After setting the same stuff for your particular keycodes it might just work, else you might again try to set it in KDE's shortcut manager.

You might find this helpful concerning what I described, as well as other options:

http://www.gentoo-wiki.info/HOWTO_Use_Multimedia_Keys

----------

## toralf

Do you have CONFIG_THINKPAD_ACPI and CONFIG_NVRAM set within kernel ?

----------

## skeimer

hello,

thank you very much for your replies and sorry for the delayed answer.

First of all: the CONFIG_THINKPAD_ACPI and CONFIG_NVRAM are compiled and loaded as module.

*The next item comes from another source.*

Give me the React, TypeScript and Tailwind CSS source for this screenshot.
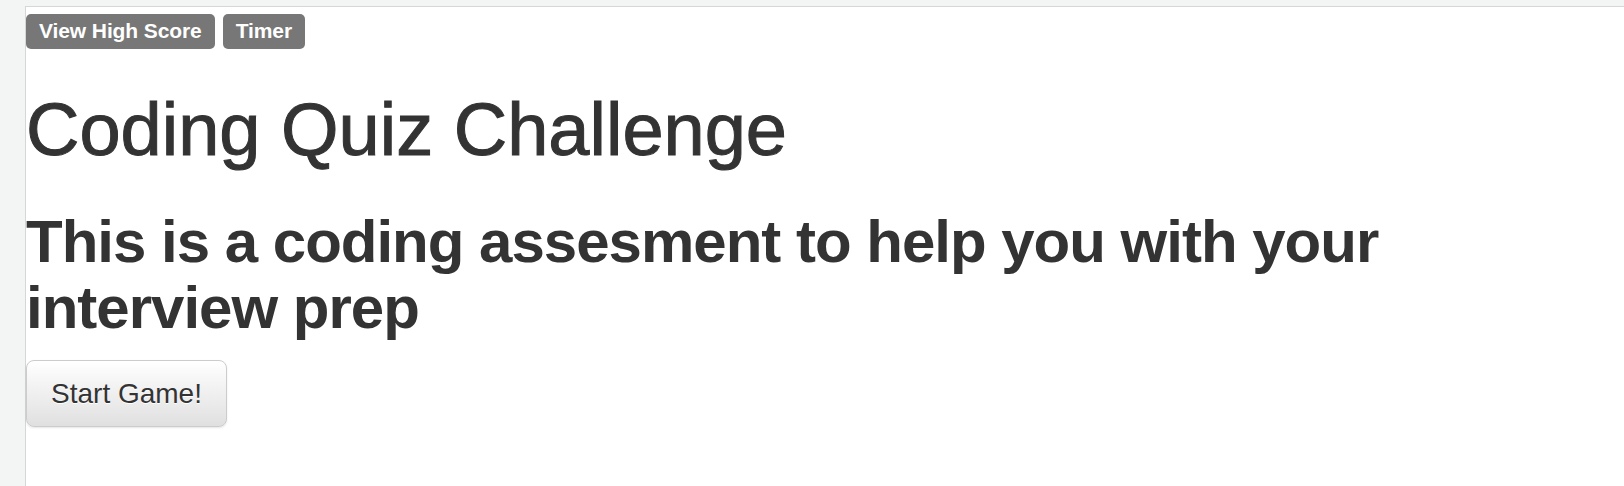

I checked the .Xmodmap, renamed it to lowercase and got some more key working (had to expect a silly mistake like that -> murphy), but there are still keys even xev cannot detect.

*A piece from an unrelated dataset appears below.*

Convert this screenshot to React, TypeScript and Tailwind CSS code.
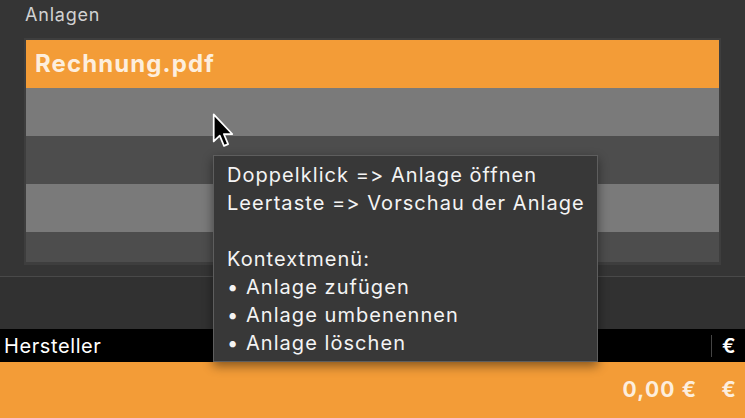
const tips = [
  "Doppelklick => Anlage öffnen",
  "Leertaste => Vorschau der Anlage",
  "",
  "Kontextmenü:",
  "• Anlage zufügen",
  "• Anlage umbenennen",
  "• Anlage löschen",
];

const rows = ["bg-[#7a7a7a]", "bg-[#4d4d4d]", "bg-[#7a7a7a]", "bg-[#4d4d4d]"];

function Cursor() {
  return (
    <svg
      className="absolute left-[211px] top-[112px]"
      width="26"
      height="38"
      viewBox="0 0 16 24"
    >
      <path
        d="M1.5 1.5 L1.5 18.6 L5.3 14.9 L8 21.4 L10.6 20.3 L7.9 13.9 L13.2 13.9 Z"
        fill="#000"
        stroke="#fff"
        strokeWidth="1.1"
        strokeLinejoin="round"
      />
    </svg>
  );
}

export default function App() {
  return (
    <div
      className="relative flex h-[418px] w-[745px] flex-col overflow-hidden bg-[#353535] [font-feature-settings:'calt'_0]"
      style={{ fontFamily: "Inter, 'Noto Sans', sans-serif" }}
    >
      {/* Anlagen section */}
      <div className="px-[25px] pt-[4px] text-[18px] leading-[22px] tracking-[0.8px] text-[#d2d2d2]">
        Anlagen
      </div>
      <div className="mx-[24px] mt-[12px] bg-[#3e3e3e] px-[2px] pb-[3px] pt-[2px]">
        <div className="h-[222px] overflow-hidden">
          <div className="flex h-[48px] items-center bg-[#f39c37] px-[9px] text-[24px] font-bold tracking-[1.1px] text-[#fdeedd]">
            Rechnung.pdf
          </div>
          {rows.map((c, i) => (
            <div key={i} className={`h-[48px] ${c}`} />
          ))}
        </div>
      </div>

      <div className="mt-[11px] h-[1px] bg-[#494949]" />
      <div className="h-[52px] bg-[#313131]" />

      {/* Hersteller bar */}
      <div className="flex h-[33px] items-center bg-black text-[20px] tracking-[0.6px] text-white">
        <span className="pl-[4px]">Hersteller</span>
        <div className="ml-auto h-[22px] w-[1px] bg-[#444]" />
        <span className="w-[33px] pl-[10px] font-semibold">€</span>
      </div>

      {/* Summe */}
      <div className="flex flex-1 items-center justify-end bg-[#f39c37] pr-[8px] text-[21px] font-bold tracking-[1.2px] text-[#fdeedd]">
        <span>0,00 €</span>
        <span className="ml-[24px]">€</span>
      </div>

      <Cursor />

      {/* Tooltip */}
      <div className="absolute left-[213px] top-[155px] h-[207px] w-[385px] border border-[#5e5e5e] bg-[#383838] px-[13px] pt-[5px] text-[20px] leading-[28px] tracking-[1.05px] text-[#f4f4f4] shadow-[0_4px_10px_rgba(0,0,0,0.45)]">
        {tips.map((t, i) => (
          <div key={i} className="h-[28px] whitespace-pre">
            {t}
          </div>
        ))}
      </div>
    </div>
  );
}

Let me summarise the actual state:

originally working keys:

Thinklight

search

Thinkvantage

keys that are working now after renaming .xmodmap with 

back

forward

vol +

vol -

mute

keys that are recognised but not linked to an action are:

play

stop

next title

previous title

lock (Fn+F2)

battery (Fn+F3)

monitor (Fn+F7)

touchpad (Fn+F8)

eject (Fn+F9)

to disk (fn+F12)

brightness up (fn+Pos1)

key recognised after executing "echo enable,0x00ffffff >/proc/acpi/ibm/hotkey" (firmware did not accept 0xffffffff):

brightness down

standby (Fn+F4)

also, there is no action linked to them

no problem so far, these are the remaining deniers even not detected by xev:

wireless (Fn+F5)

In several howtos etc I read that meanwhile the preferred way should be hal with correct fdi policies. By that reason I installed the latest build of them (see earlier post).

So is there a solution to get the remaining keys to work, maybe using hal?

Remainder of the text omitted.